Outstanding New Zealand captain Kane Williamson, who scored an unbeaten century in the four wicket win over the Proteas on Wednesday to leave the South Africans on the ropes, said de Grandhomme’s 67 runs was in fact the match-winning innings of the match at Edgbaston.
Not the best talent in the Zimbabwe youth set-up — Colin de Grandhomme’s name was never spoken of in the same vein as that of Brendan Taylor, Elton Chigumbura, Sean Williams and Tinashe Panyangara, who were tipped to become national team stars in the not-so-distant future.
De Grandhomme was just one of the kids in the side. While he was obviously a capable young cricketer, able to drive the ball well through the off-side as I remember those days, you had the likes of Taylor and Chigumbura being hyped up as the real deal — the ones on course to become international cricketers of note.
Come to think of it now, both de Grandhomme’s ODI and Test averages are higher than those of a lot of Zimbabwe’s players, who have had longer international careers.
It is hardly rocket science how a player deemed average even by Zimbabwean standards has transformed himself into a key all-rounder in a very good New Zealand side.
Being nurtured in a functioning system has made the difference for de Grandhomme.

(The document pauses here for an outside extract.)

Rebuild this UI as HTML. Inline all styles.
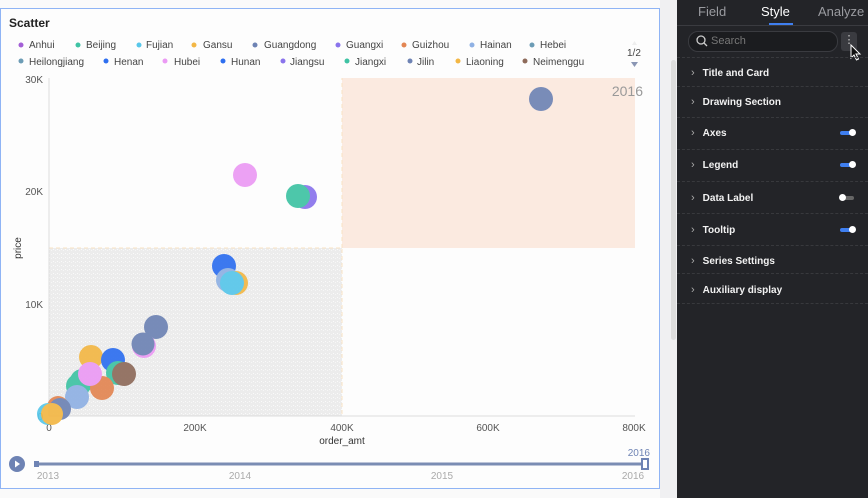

You then wonder what kind of player someone like Brendan Taylor — our best player — was going to be had he earned his stripes for one of the top teams in the world.
But then it is the same in all our sports. Just imagine, for a second, the player Khama Billiat was going to be if he was born in one of the major footballing nations in the world. Definitely a better, bigger, faster and fitter player.
The biggest challenge for Zimbabwe is to stop the player drain. Right now it looks like a truly futile battle.